— BEGIN RAW DATA —

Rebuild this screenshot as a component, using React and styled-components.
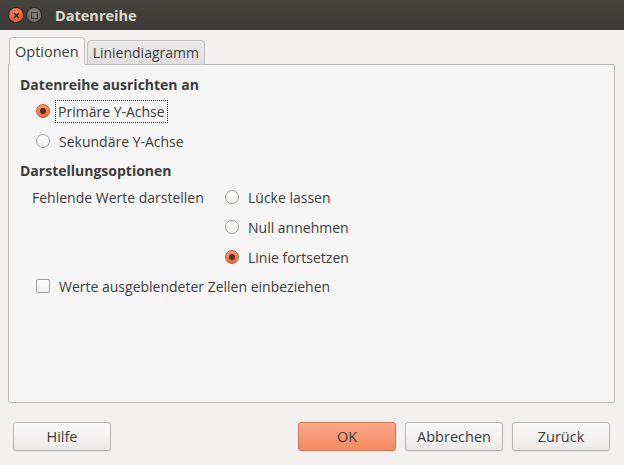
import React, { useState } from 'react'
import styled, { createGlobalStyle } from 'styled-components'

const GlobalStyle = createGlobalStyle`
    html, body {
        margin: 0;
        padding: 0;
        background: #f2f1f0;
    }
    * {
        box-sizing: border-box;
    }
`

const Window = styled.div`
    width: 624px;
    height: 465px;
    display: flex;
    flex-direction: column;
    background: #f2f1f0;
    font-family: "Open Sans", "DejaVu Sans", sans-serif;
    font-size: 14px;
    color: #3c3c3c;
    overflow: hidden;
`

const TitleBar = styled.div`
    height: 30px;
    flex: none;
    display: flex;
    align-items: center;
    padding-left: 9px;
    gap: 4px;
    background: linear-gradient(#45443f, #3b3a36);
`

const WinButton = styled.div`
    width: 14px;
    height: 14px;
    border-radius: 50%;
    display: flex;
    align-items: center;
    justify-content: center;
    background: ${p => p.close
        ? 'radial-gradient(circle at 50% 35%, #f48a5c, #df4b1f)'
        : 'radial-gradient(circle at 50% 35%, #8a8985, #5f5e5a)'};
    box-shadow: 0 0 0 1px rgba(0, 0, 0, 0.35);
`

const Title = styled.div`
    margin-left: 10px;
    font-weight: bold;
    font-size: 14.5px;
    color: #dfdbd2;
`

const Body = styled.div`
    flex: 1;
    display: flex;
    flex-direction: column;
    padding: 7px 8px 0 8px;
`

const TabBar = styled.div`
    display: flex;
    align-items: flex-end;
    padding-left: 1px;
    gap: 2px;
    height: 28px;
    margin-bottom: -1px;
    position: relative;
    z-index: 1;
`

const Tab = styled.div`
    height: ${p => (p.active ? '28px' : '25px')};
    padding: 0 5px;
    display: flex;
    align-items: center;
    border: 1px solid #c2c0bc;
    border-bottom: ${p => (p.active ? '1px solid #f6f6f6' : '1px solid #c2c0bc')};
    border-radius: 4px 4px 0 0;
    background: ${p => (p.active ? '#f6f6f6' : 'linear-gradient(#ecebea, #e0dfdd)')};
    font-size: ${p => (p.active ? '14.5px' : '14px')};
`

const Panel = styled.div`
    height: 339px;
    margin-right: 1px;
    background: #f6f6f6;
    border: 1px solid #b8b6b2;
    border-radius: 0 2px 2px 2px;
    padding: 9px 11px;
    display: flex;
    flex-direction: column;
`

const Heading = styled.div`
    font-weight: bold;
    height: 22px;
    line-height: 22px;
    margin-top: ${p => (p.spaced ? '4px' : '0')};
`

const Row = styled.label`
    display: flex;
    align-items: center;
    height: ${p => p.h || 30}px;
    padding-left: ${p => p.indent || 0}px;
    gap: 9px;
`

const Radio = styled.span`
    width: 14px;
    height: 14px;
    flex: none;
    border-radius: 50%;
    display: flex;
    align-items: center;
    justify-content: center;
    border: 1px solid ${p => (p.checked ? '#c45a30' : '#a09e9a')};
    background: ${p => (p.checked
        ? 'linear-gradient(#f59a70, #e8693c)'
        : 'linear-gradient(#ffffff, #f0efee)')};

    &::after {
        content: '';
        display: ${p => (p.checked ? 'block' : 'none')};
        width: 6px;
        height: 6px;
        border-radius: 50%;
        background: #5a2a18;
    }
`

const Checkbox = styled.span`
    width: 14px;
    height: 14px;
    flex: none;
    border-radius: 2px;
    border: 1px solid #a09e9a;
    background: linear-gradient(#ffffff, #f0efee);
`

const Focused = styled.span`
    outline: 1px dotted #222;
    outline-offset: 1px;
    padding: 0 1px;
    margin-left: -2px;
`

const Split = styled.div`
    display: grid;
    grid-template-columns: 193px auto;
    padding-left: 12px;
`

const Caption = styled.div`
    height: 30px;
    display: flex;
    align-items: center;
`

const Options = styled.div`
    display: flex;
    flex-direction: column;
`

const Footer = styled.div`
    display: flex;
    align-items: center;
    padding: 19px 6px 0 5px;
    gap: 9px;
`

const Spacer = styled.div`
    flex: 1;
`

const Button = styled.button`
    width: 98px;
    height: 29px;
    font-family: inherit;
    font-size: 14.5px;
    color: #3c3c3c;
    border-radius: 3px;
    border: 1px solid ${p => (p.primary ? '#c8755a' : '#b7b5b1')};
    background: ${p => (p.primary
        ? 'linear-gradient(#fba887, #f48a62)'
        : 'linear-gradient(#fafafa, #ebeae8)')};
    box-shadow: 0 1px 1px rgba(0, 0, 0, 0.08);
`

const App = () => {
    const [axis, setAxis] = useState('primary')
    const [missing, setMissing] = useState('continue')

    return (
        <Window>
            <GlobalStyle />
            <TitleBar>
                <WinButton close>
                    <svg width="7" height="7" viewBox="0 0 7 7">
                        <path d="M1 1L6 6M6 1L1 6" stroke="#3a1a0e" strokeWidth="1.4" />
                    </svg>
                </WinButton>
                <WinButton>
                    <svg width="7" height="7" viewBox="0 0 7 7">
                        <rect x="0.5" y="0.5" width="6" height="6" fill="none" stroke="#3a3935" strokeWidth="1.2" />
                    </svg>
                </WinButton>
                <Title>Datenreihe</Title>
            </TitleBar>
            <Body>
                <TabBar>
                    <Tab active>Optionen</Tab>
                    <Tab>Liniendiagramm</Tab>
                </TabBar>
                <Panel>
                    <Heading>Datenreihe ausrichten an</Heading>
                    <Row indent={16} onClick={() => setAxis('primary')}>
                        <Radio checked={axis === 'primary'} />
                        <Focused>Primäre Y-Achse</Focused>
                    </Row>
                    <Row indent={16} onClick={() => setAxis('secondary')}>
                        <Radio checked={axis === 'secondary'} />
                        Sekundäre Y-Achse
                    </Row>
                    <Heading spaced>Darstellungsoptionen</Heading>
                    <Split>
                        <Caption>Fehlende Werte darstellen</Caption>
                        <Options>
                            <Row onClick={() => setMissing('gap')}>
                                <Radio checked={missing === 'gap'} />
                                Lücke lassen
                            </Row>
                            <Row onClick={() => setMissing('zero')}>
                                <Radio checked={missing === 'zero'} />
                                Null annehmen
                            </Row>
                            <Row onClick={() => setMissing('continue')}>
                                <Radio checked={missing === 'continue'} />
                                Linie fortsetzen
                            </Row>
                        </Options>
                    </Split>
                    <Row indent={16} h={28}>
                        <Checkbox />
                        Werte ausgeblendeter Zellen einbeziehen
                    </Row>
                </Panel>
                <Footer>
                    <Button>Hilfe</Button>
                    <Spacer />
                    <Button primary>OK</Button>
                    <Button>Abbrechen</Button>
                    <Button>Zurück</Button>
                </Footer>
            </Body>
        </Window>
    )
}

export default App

— END RAW DATA —

# REQUIREMENTS
Using the data above, print every line exactly, omitting pictures.

# OUTPUT FOR THIS TASK
Rebuild this screenshot as a component, using React and styled-components.
import React, { useState } from 'react'
import styled, { createGlobalStyle } from 'styled-components'

const GlobalStyle = createGlobalStyle`
    html, body {
        margin: 0;
        padding: 0;
        background: #f2f1f0;
    }
    * {
        box-sizing: border-box;
    }
`

const Window = styled.div`
    width: 624px;
    height: 465px;
    display: flex;
    flex-direction: column;
    background: #f2f1f0;
    font-family: "Open Sans", "DejaVu Sans", sans-serif;
    font-size: 14px;
    color: #3c3c3c;
    overflow: hidden;
`

const TitleBar = styled.div`
    height: 30px;
    flex: none;
    display: flex;
    align-items: center;
    padding-left: 9px;
    gap: 4px;
    background: linear-gradient(#45443f, #3b3a36);
`

const WinButton = styled.div`
    width: 14px;
    height: 14px;
    border-radius: 50%;
    display: flex;
    align-items: center;
    justify-content: center;
    background: ${p => p.close
        ? 'radial-gradient(circle at 50% 35%, #f48a5c, #df4b1f)'
        : 'radial-gradient(circle at 50% 35%, #8a8985, #5f5e5a)'};
    box-shadow: 0 0 0 1px rgba(0, 0, 0, 0.35);
`

const Title = styled.div`
    margin-left: 10px;
    font-weight: bold;
    font-size: 14.5px;
    color: #dfdbd2;
`

const Body = styled.div`
    flex: 1;
    display: flex;
    flex-direction: column;
    padding: 7px 8px 0 8px;
`

const TabBar = styled.div`
    display: flex;
    align-items: flex-end;
    padding-left: 1px;
    gap: 2px;
    height: 28px;
    margin-bottom: -1px;
    position: relative;
    z-index: 1;
`

const Tab = styled.div`
    height: ${p => (p.active ? '28px' : '25px')};
    padding: 0 5px;
    display: flex;
    align-items: center;
    border: 1px solid #c2c0bc;
    border-bottom: ${p => (p.active ? '1px solid #f6f6f6' : '1px solid #c2c0bc')};
    border-radius: 4px 4px 0 0;
    background: ${p => (p.active ? '#f6f6f6' : 'linear-gradient(#ecebea, #e0dfdd)')};
    font-size: ${p => (p.active ? '14.5px' : '14px')};
`

const Panel = styled.div`
    height: 339px;
    margin-right: 1px;
    background: #f6f6f6;
    border: 1px solid #b8b6b2;
    border-radius: 0 2px 2px 2px;
    padding: 9px 11px;
    display: flex;
    flex-direction: column;
`

const Heading = styled.div`
    font-weight: bold;
    height: 22px;
    line-height: 22px;
    margin-top: ${p => (p.spaced ? '4px' : '0')};
`

const Row = styled.label`
    display: flex;
    align-items: center;
    height: ${p => p.h || 30}px;
    padding-left: ${p => p.indent || 0}px;
    gap: 9px;
`

const Radio = styled.span`
    width: 14px;
    height: 14px;
    flex: none;
    border-radius: 50%;
    display: flex;
    align-items: center;
    justify-content: center;
    border: 1px solid ${p => (p.checked ? '#c45a30' : '#a09e9a')};
    background: ${p => (p.checked
        ? 'linear-gradient(#f59a70, #e8693c)'
        : 'linear-gradient(#ffffff, #f0efee)')};

    &::after {
        content: '';
        display: ${p => (p.checked ? 'block' : 'none')};
        width: 6px;
        height: 6px;
        border-radius: 50%;
        background: #5a2a18;
    }
`

const Checkbox = styled.span`
    width: 14px;
    height: 14px;
    flex: none;
    border-radius: 2px;
    border: 1px solid #a09e9a;
    background: linear-gradient(#ffffff, #f0efee);
`

const Focused = styled.span`
    outline: 1px dotted #222;
    outline-offset: 1px;
    padding: 0 1px;
    margin-left: -2px;
`

const Split = styled.div`
    display: grid;
    grid-template-columns: 193px auto;
    padding-left: 12px;
`

const Caption = styled.div`
    height: 30px;
    display: flex;
    align-items: center;
`

const Options = styled.div`
    display: flex;
    flex-direction: column;
`

const Footer = styled.div`
    display: flex;
    align-items: center;
    padding: 19px 6px 0 5px;
    gap: 9px;
`

const Spacer = styled.div`
    flex: 1;
`

const Button = styled.button`
    width: 98px;
    height: 29px;
    font-family: inherit;
    font-size: 14.5px;
    color: #3c3c3c;
    border-radius: 3px;
    border: 1px solid ${p => (p.primary ? '#c8755a' : '#b7b5b1')};
    background: ${p => (p.primary
        ? 'linear-gradient(#fba887, #f48a62)'
        : 'linear-gradient(#fafafa, #ebeae8)')};
    box-shadow: 0 1px 1px rgba(0, 0, 0, 0.08);
`

const App = () => {
    const [axis, setAxis] = useState('primary')
    const [missing, setMissing] = useState('continue')

    return (
        <Window>
            <GlobalStyle />
            <TitleBar>
                <WinButton close>
                    <svg width="7" height="7" viewBox="0 0 7 7">
                        <path d="M1 1L6 6M6 1L1 6" stroke="#3a1a0e" strokeWidth="1.4" />
                    </svg>
                </WinButton>
                <WinButton>
                    <svg width="7" height="7" viewBox="0 0 7 7">
                        <rect x="0.5" y="0.5" width="6" height="6" fill="none" stroke="#3a3935" strokeWidth="1.2" />
                    </svg>
                </WinButton>
                <Title>Datenreihe</Title>
            </TitleBar>
            <Body>
                <TabBar>
                    <Tab active>Optionen</Tab>
                    <Tab>Liniendiagramm</Tab>
                </TabBar>
                <Panel>
                    <Heading>Datenreihe ausrichten an</Heading>
                    <Row indent={16} onClick={() => setAxis('primary')}>
                        <Radio checked={axis === 'primary'} />
                        <Focused>Primäre Y-Achse</Focused>
                    </Row>
                    <Row indent={16} onClick={() => setAxis('secondary')}>
                        <Radio checked={axis === 'secondary'} />
                        Sekundäre Y-Achse
                    </Row>
                    <Heading spaced>Darstellungsoptionen</Heading>
                    <Split>
                        <Caption>Fehlende Werte darstellen</Caption>
                        <Options>
                            <Row onClick={() => setMissing('gap')}>
                                <Radio checked={missing === 'gap'} />
                                Lücke lassen
                            </Row>
                            <Row onClick={() => setMissing('zero')}>
                                <Radio checked={missing === 'zero'} />
                                Null annehmen
                            </Row>
                            <Row onClick={() => setMissing('continue')}>
                                <Radio checked={missing === 'continue'} />
                                Linie fortsetzen
                            </Row>
                        </Options>
                    </Split>
                    <Row indent={16} h={28}>
                        <Checkbox />
                        Werte ausgeblendeter Zellen einbeziehen
                    </Row>
                </Panel>
                <Footer>
                    <Button>Hilfe</Button>
                    <Spacer />
                    <Button primary>OK</Button>
                    <Button>Abbrechen</Button>
                    <Button>Zurück</Button>
                </Footer>
            </Body>
        </Window>
    )
}

export default App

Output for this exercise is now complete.